■ **GOAL**: Copy out the data exactly, leaving the pictures behind.
= = = =
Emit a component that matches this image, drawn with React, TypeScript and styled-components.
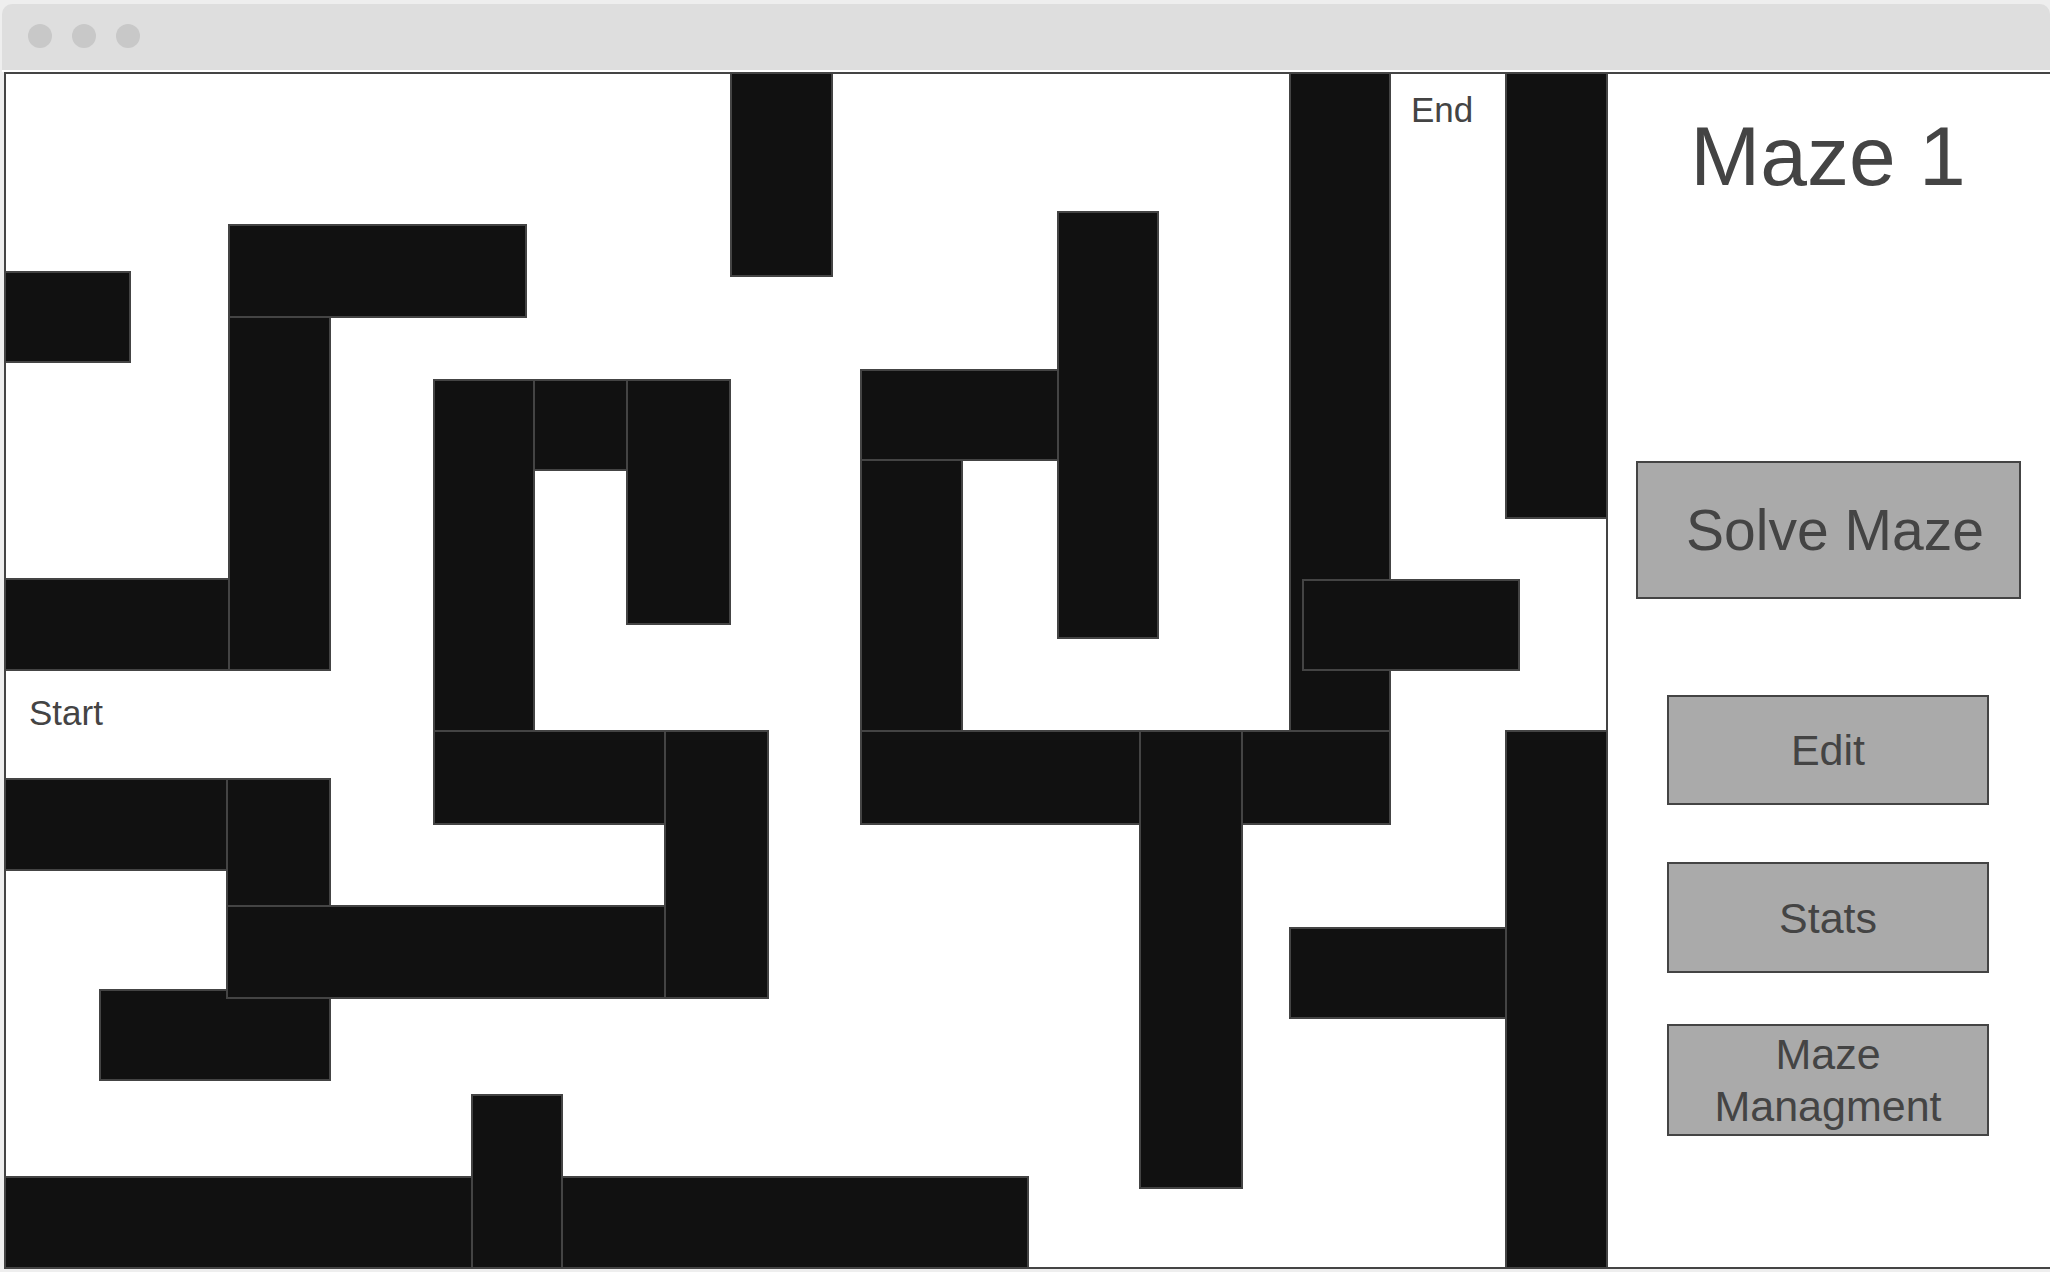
import React from 'react'
import styled, { createGlobalStyle } from 'styled-components'

// wall rectangles in page pixels: [x1, y1, x2, y2], border included
const WALLS: [number, number, number, number][] = [
  [730, 72, 833, 277],
  [228, 224, 527, 318],
  [4, 271, 131, 363],
  [228, 316, 331, 671],
  [4, 578, 230, 671],
  [433, 379, 535, 732],
  [533, 379, 628, 471],
  [626, 379, 731, 625],
  [433, 730, 666, 825],
  [664, 730, 769, 999],
  [4, 778, 228, 871],
  [226, 778, 331, 907],
  [99, 989, 331, 1081],
  [226, 905, 666, 999],
  [471, 1094, 563, 1269],
  [4, 1176, 473, 1269],
  [561, 1176, 1029, 1269],
  [860, 369, 1059, 461],
  [1057, 211, 1159, 639],
  [860, 459, 963, 732],
  [860, 730, 1141, 825],
  [1139, 730, 1243, 1189],
  [1241, 730, 1391, 825],
  [1289, 72, 1391, 732],
  [1302, 579, 1520, 671],
  [1505, 72, 1608, 519],
  [1505, 730, 1608, 1269],
  [1289, 927, 1507, 1019],
]

const ORIGIN_X = 6
const ORIGIN_Y = 74

const App: React.FC = () => {
  return (
    <>
      <GlobalStyle />
      <Window>
        <TitleBar>
          <Dot />
          <Dot />
          <Dot />
        </TitleBar>
        <Frame>
          <MazeBoard>
            {WALLS.map(([x1, y1, x2, y2], i) => (
              <Wall
                key={i}
                style={{
                  left: x1 - ORIGIN_X,
                  top: y1 - ORIGIN_Y,
                  width: x2 - x1,
                  height: y2 - y1,
                }}
              />
            ))}
            <MazeLabel $left={23} $top={621}>Start</MazeLabel>
            <MazeLabel $left={1405} $top={18}>End</MazeLabel>
          </MazeBoard>
          <SidePanel>
            <Title>Maze 1</Title>
            <SolveButton>Solve Maze</SolveButton>
            <ActionButton $mt={96} $h={110}>Edit</ActionButton>
            <ActionButton $mt={57} $h={111}>Stats</ActionButton>
            <ActionButton $mt={51} $h={112}>Maze Managment</ActionButton>
          </SidePanel>
        </Frame>
      </Window>
    </>
  )
}

const GlobalStyle = createGlobalStyle`
  html, body {
    margin: 0;
    padding: 0;
    background: #EEEEEE;
    overflow: hidden;
    font-family: "Liberation Sans", Arial, sans-serif;
  }
  * {
    box-sizing: border-box;
  }
`

const Window = styled.div`
  margin: 4px 0 0 2px;
  width: 2048px;
`

const TitleBar = styled.div`
  display: flex;
  align-items: center;
  gap: 20px;
  height: 68px;
  padding: 0 0 2px 26px;
  background: #DEDEDE;
  border-bottom: 2px solid #FFFFFF;
  border-radius: 10px 10px 0 0;
`

const Dot = styled.span`
  width: 24px;
  height: 24px;
  border-radius: 50%;
  background: #C8C8C8;
`

const Frame = styled.div`
  display: flex;
  margin-left: 2px;
  width: 2060px;
  height: 1197px;
  border: 2px solid #444444;
  border-right: none;
  background: #FFFFFF;
`

const MazeBoard = styled.div`
  position: relative;
  flex: 0 0 1600px;
  height: 100%;
`

const Wall = styled.div`
  position: absolute;
  background: #111111;
  border: 2px solid #444444;
`

const MazeLabel = styled.span<{ $left: number; $top: number }>`
  position: absolute;
  left: ${p => p.$left}px;
  top: ${p => p.$top}px;
  font-size: 35px;
  line-height: 35px;
  color: #444444;
`

const SidePanel = styled.div`
  display: flex;
  flex-direction: column;
  align-items: center;
  width: 442px;
  border-left: 2px solid #444444;
`

const Title = styled.h1`
  margin: 40px 0 0;
  font-size: 84px;
  line-height: 84px;
  font-weight: 400;
  color: #444444;
`

const SolveButton = styled.div`
  display: flex;
  align-items: center;
  justify-content: center;
  margin-top: 263px;
  width: 385px;
  height: 138px;
  padding-left: 14px;
  background: #AAAAAA;
  border: 2px solid #444444;
  font-size: 57px;
  color: #444444;
`

const ActionButton = styled.div<{ $mt: number; $h: number }>`
  display: flex;
  align-items: center;
  justify-content: center;
  margin-top: ${p => p.$mt}px;
  width: 322px;
  height: ${p => p.$h}px;
  padding: 0 20px;
  background: #AAAAAA;
  border: 2px solid #444444;
  font-size: 43px;
  line-height: 52px;
  text-align: center;
  color: #444444;
`

export default App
= = = =
■ **RESULT FOR THIS EXERCISE**:
Emit a component that matches this image, drawn with React, TypeScript and styled-components.
import React from 'react'
import styled, { createGlobalStyle } from 'styled-components'

// wall rectangles in page pixels: [x1, y1, x2, y2], border included
const WALLS: [number, number, number, number][] = [
  [730, 72, 833, 277],
  [228, 224, 527, 318],
  [4, 271, 131, 363],
  [228, 316, 331, 671],
  [4, 578, 230, 671],
  [433, 379, 535, 732],
  [533, 379, 628, 471],
  [626, 379, 731, 625],
  [433, 730, 666, 825],
  [664, 730, 769, 999],
  [4, 778, 228, 871],
  [226, 778, 331, 907],
  [99, 989, 331, 1081],
  [226, 905, 666, 999],
  [471, 1094, 563, 1269],
  [4, 1176, 473, 1269],
  [561, 1176, 1029, 1269],
  [860, 369, 1059, 461],
  [1057, 211, 1159, 639],
  [860, 459, 963, 732],
  [860, 730, 1141, 825],
  [1139, 730, 1243, 1189],
  [1241, 730, 1391, 825],
  [1289, 72, 1391, 732],
  [1302, 579, 1520, 671],
  [1505, 72, 1608, 519],
  [1505, 730, 1608, 1269],
  [1289, 927, 1507, 1019],
]

const ORIGIN_X = 6
const ORIGIN_Y = 74

const App: React.FC = () => {
  return (
    <>
      <GlobalStyle />
      <Window>
        <TitleBar>
          <Dot />
          <Dot />
          <Dot />
        </TitleBar>
        <Frame>
          <MazeBoard>
            {WALLS.map(([x1, y1, x2, y2], i) => (
              <Wall
                key={i}
                style={{
                  left: x1 - ORIGIN_X,
                  top: y1 - ORIGIN_Y,
                  width: x2 - x1,
                  height: y2 - y1,
                }}
              />
            ))}
            <MazeLabel $left={23} $top={621}>Start</MazeLabel>
            <MazeLabel $left={1405} $top={18}>End</MazeLabel>
          </MazeBoard>
          <SidePanel>
            <Title>Maze 1</Title>
            <SolveButton>Solve Maze</SolveButton>
            <ActionButton $mt={96} $h={110}>Edit</ActionButton>
            <ActionButton $mt={57} $h={111}>Stats</ActionButton>
            <ActionButton $mt={51} $h={112}>Maze Managment</ActionButton>
          </SidePanel>
        </Frame>
      </Window>
    </>
  )
}

const GlobalStyle = createGlobalStyle`
  html, body {
    margin: 0;
    padding: 0;
    background: #EEEEEE;
    overflow: hidden;
    font-family: "Liberation Sans", Arial, sans-serif;
  }
  * {
    box-sizing: border-box;
  }
`

const Window = styled.div`
  margin: 4px 0 0 2px;
  width: 2048px;
`

const TitleBar = styled.div`
  display: flex;
  align-items: center;
  gap: 20px;
  height: 68px;
  padding: 0 0 2px 26px;
  background: #DEDEDE;
  border-bottom: 2px solid #FFFFFF;
  border-radius: 10px 10px 0 0;
`

const Dot = styled.span`
  width: 24px;
  height: 24px;
  border-radius: 50%;
  background: #C8C8C8;
`

const Frame = styled.div`
  display: flex;
  margin-left: 2px;
  width: 2060px;
  height: 1197px;
  border: 2px solid #444444;
  border-right: none;
  background: #FFFFFF;
`

const MazeBoard = styled.div`
  position: relative;
  flex: 0 0 1600px;
  height: 100%;
`

const Wall = styled.div`
  position: absolute;
  background: #111111;
  border: 2px solid #444444;
`

const MazeLabel = styled.span<{ $left: number; $top: number }>`
  position: absolute;
  left: ${p => p.$left}px;
  top: ${p => p.$top}px;
  font-size: 35px;
  line-height: 35px;
  color: #444444;
`

const SidePanel = styled.div`
  display: flex;
  flex-direction: column;
  align-items: center;
  width: 442px;
  border-left: 2px solid #444444;
`

const Title = styled.h1`
  margin: 40px 0 0;
  font-size: 84px;
  line-height: 84px;
  font-weight: 400;
  color: #444444;
`

const SolveButton = styled.div`
  display: flex;
  align-items: center;
  justify-content: center;
  margin-top: 263px;
  width: 385px;
  height: 138px;
  padding-left: 14px;
  background: #AAAAAA;
  border: 2px solid #444444;
  font-size: 57px;
  color: #444444;
`

const ActionButton = styled.div<{ $mt: number; $h: number }>`
  display: flex;
  align-items: center;
  justify-content: center;
  margin-top: ${p => p.$mt}px;
  width: 322px;
  height: ${p => p.$h}px;
  padding: 0 20px;
  background: #AAAAAA;
  border: 2px solid #444444;
  font-size: 43px;
  line-height: 52px;
  text-align: center;
  color: #444444;
`

export default App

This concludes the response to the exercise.